Repeat the data below exactly, dropping any pictures it holds.

^^^^

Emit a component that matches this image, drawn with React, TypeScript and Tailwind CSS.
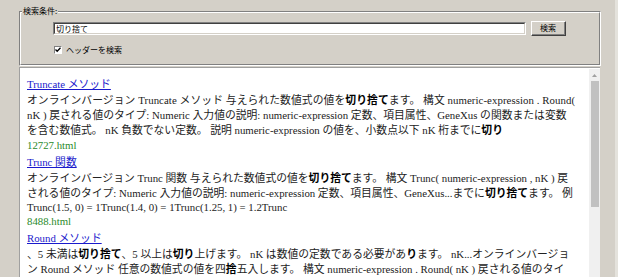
import React from "react";

const serif = { fontFamily: '"Liberation Serif", "Noto Sans CJK JP", serif' };
const ui = { fontFamily: '"Noto Sans CJK JP", "Liberation Sans", sans-serif' };

function B({ children }: { children: React.ReactNode }) {
  return <b className="font-bold text-black">{children}</b>;
}

function Line({
  children,
  h = 15,
  className = "",
}: {
  children: React.ReactNode;
  h?: number;
  className?: string;
}) {
  return (
    <div
      className={`whitespace-nowrap text-[#222] ${className}`}
      style={{ height: h, lineHeight: `${h}px` }}
    >
      {children}
    </div>
  );
}

function Title({ children }: { children: React.ReactNode }) {
  return (
    <div className="h-[18px] leading-[18px] whitespace-nowrap">
      <a className="text-[#1a1acc] underline cursor-pointer">{children}</a>
    </div>
  );
}

function Url({ children }: { children: React.ReactNode }) {
  return <div className="h-[15px] leading-[15px] text-[#2a8a2a]">{children}</div>;
}

export default function App() {
  return (
    <div className="w-[618px] h-[277px] bg-[#d4d0c8] overflow-hidden flex" style={ui}>
      <div className="w-[600px] flex flex-col">
        {/* group box */}
        <div className="relative ml-[19px] mt-[11px] w-[582px] h-[55px] border border-t-[#808080] border-l-[#808080] border-r-white border-b-white">
          <div className="h-full w-full border border-t-white border-l-white border-r-[#808080] border-b-[#808080] pl-[32px] pt-[9px]">
            <div className="flex items-start">
              <div className="w-[473px] h-[13px] bg-white border border-t-[#808080] border-l-[#808080] border-r-white border-b-white">
                <div className="h-full border border-t-[#404040] border-l-[#404040] border-r-[#d4d0c8] border-b-[#d4d0c8] pl-[1px] text-[8px] leading-[9px] text-black">
                  切り捨て
                </div>
              </div>
              <div className="ml-[5px] w-[35px] h-[15px] border border-t-white border-l-white border-r-[#404040] border-b-[#404040] -mt-[1px]">
                <div className="h-full w-full border-r border-b border-[#808080] flex items-center justify-center text-[8px] text-black">
                  検索
                </div>
              </div>
            </div>
            <div className="flex items-center mt-[9px] ml-[1px]">
              <div className="w-[8px] h-[8px] bg-white border border-t-[#808080] border-l-[#808080] border-r-white border-b-white flex items-center justify-center">
                <svg width="6" height="6" viewBox="0 0 6 6">
                  <path d="M0.5 2.5 L2.2 4.3 L5.5 0.8" stroke="#000" strokeWidth="1.3" fill="none" />
                </svg>
              </div>
              <span className="ml-[4px] text-[8px] leading-[10px] text-black">ヘッダーを検索</span>
            </div>
          </div>
          <span className="absolute left-[2px] -top-[7px] px-[1px] bg-[#d4d0c8] text-[8px] leading-[12px] text-black">
            検索条件:
          </span>
        </div>

        {/* results panel */}
        <div className="ml-[19px] mt-[1px] w-[581px] flex-1 bg-white border-t border-l border-[#a0a0a0] flex">
          <div className="flex-1 pl-[7px] pt-[7px] text-[10.8px]" style={serif}>
            <Title>Truncate メソッド</Title>
            <Line className="tracking-[0.07px]">
              オンラインバージョン Truncate メソッド 与えられた数値式の値を<B>切り捨て</B>ます。 構文 numeric-expression . Round(
            </Line>
            <Line>
              nK ) 戻される値のタイプ: Numeric 入力値の説明: numeric-expression 定数、項目属性、GeneXus の関数または変数
            </Line>
            <Line>
              を含む数値式。 nK 負数でない定数。 説明 numeric-expression の値を、小数点以下 nK 桁までに<B>切り</B>
            </Line>
            <Url>12727.html</Url>
            <Title>Trunc 関数</Title>
            <Line>
              オンラインバージョン Trunc 関数 与えられた数値式の値を<B>切り捨て</B>ます。 構文 Trunc( numeric-expression , nK ) 戻
            </Line>
            <Line>
              される値のタイプ: Numeric 入力値の説明: numeric-expression 定数、項目属性、GeneXus...までに<B>切り捨て</B>ます。 例
            </Line>
            <Line h={13}>Trunc(1.5, 0) = 1Trunc(1.4, 0) = 1Trunc(1.25, 1) = 1.2Trunc</Line>
            <Url>8488.html</Url>
            <Title>Round メソッド</Title>
            <Line>
              、5 未満は<B>切り捨て</B>、5 以上は<B>切り</B>上げます。 nK は数値の定数である必要があ<B>り</B>ます。 nK...オンラインバージョ
            </Line>
            <Line>
              ン Round メソッド 任意の数値式の値を四<B>捨</B>五入します。 構文 numeric-expression . Round( nK ) 戻される値のタイ
            </Line>
          </div>
          {/* scrollbar */}
          <div className="w-[11px] mt-[1px] bg-[#f0f0f0] flex flex-col items-center">
            <div className="h-[12px] w-full flex items-center justify-center">
              <svg width="5" height="3" viewBox="0 0 5 3">
                <path d="M0 3 L2.5 0 L5 3 Z" fill="#a0a0a0" />
              </svg>
            </div>
            <div className="w-[8px] h-[126px] bg-[#c1c1c1]" />
          </div>
        </div>
      </div>
      <div className="flex-1 flex">
        <div className="w-[15px] bg-[#d4d0c8]" />
        <div className="flex-1 bg-[#e4e2dc]" />
      </div>
    </div>
  );
}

^^^^

== EXERCISE RESULT ==
Emit a component that matches this image, drawn with React, TypeScript and Tailwind CSS.
import React from "react";

const serif = { fontFamily: '"Liberation Serif", "Noto Sans CJK JP", serif' };
const ui = { fontFamily: '"Noto Sans CJK JP", "Liberation Sans", sans-serif' };

function B({ children }: { children: React.ReactNode }) {
  return <b className="font-bold text-black">{children}</b>;
}

function Line({
  children,
  h = 15,
  className = "",
}: {
  children: React.ReactNode;
  h?: number;
  className?: string;
}) {
  return (
    <div
      className={`whitespace-nowrap text-[#222] ${className}`}
      style={{ height: h, lineHeight: `${h}px` }}
    >
      {children}
    </div>
  );
}

function Title({ children }: { children: React.ReactNode }) {
  return (
    <div className="h-[18px] leading-[18px] whitespace-nowrap">
      <a className="text-[#1a1acc] underline cursor-pointer">{children}</a>
    </div>
  );
}

function Url({ children }: { children: React.ReactNode }) {
  return <div className="h-[15px] leading-[15px] text-[#2a8a2a]">{children}</div>;
}

export default function App() {
  return (
    <div className="w-[618px] h-[277px] bg-[#d4d0c8] overflow-hidden flex" style={ui}>
      <div className="w-[600px] flex flex-col">
        {/* group box */}
        <div className="relative ml-[19px] mt-[11px] w-[582px] h-[55px] border border-t-[#808080] border-l-[#808080] border-r-white border-b-white">
          <div className="h-full w-full border border-t-white border-l-white border-r-[#808080] border-b-[#808080] pl-[32px] pt-[9px]">
            <div className="flex items-start">
              <div className="w-[473px] h-[13px] bg-white border border-t-[#808080] border-l-[#808080] border-r-white border-b-white">
                <div className="h-full border border-t-[#404040] border-l-[#404040] border-r-[#d4d0c8] border-b-[#d4d0c8] pl-[1px] text-[8px] leading-[9px] text-black">
                  切り捨て
                </div>
              </div>
              <div className="ml-[5px] w-[35px] h-[15px] border border-t-white border-l-white border-r-[#404040] border-b-[#404040] -mt-[1px]">
                <div className="h-full w-full border-r border-b border-[#808080] flex items-center justify-center text-[8px] text-black">
                  検索
                </div>
              </div>
            </div>
            <div className="flex items-center mt-[9px] ml-[1px]">
              <div className="w-[8px] h-[8px] bg-white border border-t-[#808080] border-l-[#808080] border-r-white border-b-white flex items-center justify-center">
                <svg width="6" height="6" viewBox="0 0 6 6">
                  <path d="M0.5 2.5 L2.2 4.3 L5.5 0.8" stroke="#000" strokeWidth="1.3" fill="none" />
                </svg>
              </div>
              <span className="ml-[4px] text-[8px] leading-[10px] text-black">ヘッダーを検索</span>
            </div>
          </div>
          <span className="absolute left-[2px] -top-[7px] px-[1px] bg-[#d4d0c8] text-[8px] leading-[12px] text-black">
            検索条件:
          </span>
        </div>

        {/* results panel */}
        <div className="ml-[19px] mt-[1px] w-[581px] flex-1 bg-white border-t border-l border-[#a0a0a0] flex">
          <div className="flex-1 pl-[7px] pt-[7px] text-[10.8px]" style={serif}>
            <Title>Truncate メソッド</Title>
            <Line className="tracking-[0.07px]">
              オンラインバージョン Truncate メソッド 与えられた数値式の値を<B>切り捨て</B>ます。 構文 numeric-expression . Round(
            </Line>
            <Line>
              nK ) 戻される値のタイプ: Numeric 入力値の説明: numeric-expression 定数、項目属性、GeneXus の関数または変数
            </Line>
            <Line>
              を含む数値式。 nK 負数でない定数。 説明 numeric-expression の値を、小数点以下 nK 桁までに<B>切り</B>
            </Line>
            <Url>12727.html</Url>
            <Title>Trunc 関数</Title>
            <Line>
              オンラインバージョン Trunc 関数 与えられた数値式の値を<B>切り捨て</B>ます。 構文 Trunc( numeric-expression , nK ) 戻
            </Line>
            <Line>
              される値のタイプ: Numeric 入力値の説明: numeric-expression 定数、項目属性、GeneXus...までに<B>切り捨て</B>ます。 例
            </Line>
            <Line h={13}>Trunc(1.5, 0) = 1Trunc(1.4, 0) = 1Trunc(1.25, 1) = 1.2Trunc</Line>
            <Url>8488.html</Url>
            <Title>Round メソッド</Title>
            <Line>
              、5 未満は<B>切り捨て</B>、5 以上は<B>切り</B>上げます。 nK は数値の定数である必要があ<B>り</B>ます。 nK...オンラインバージョ
            </Line>
            <Line>
              ン Round メソッド 任意の数値式の値を四<B>捨</B>五入します。 構文 numeric-expression . Round( nK ) 戻される値のタイ
            </Line>
          </div>
          {/* scrollbar */}
          <div className="w-[11px] mt-[1px] bg-[#f0f0f0] flex flex-col items-center">
            <div className="h-[12px] w-full flex items-center justify-center">
              <svg width="5" height="3" viewBox="0 0 5 3">
                <path d="M0 3 L2.5 0 L5 3 Z" fill="#a0a0a0" />
              </svg>
            </div>
            <div className="w-[8px] h-[126px] bg-[#c1c1c1]" />
          </div>
        </div>
      </div>
      <div className="flex-1 flex">
        <div className="w-[15px] bg-[#d4d0c8]" />
        <div className="flex-1 bg-[#e4e2dc]" />
      </div>
    </div>
  );
}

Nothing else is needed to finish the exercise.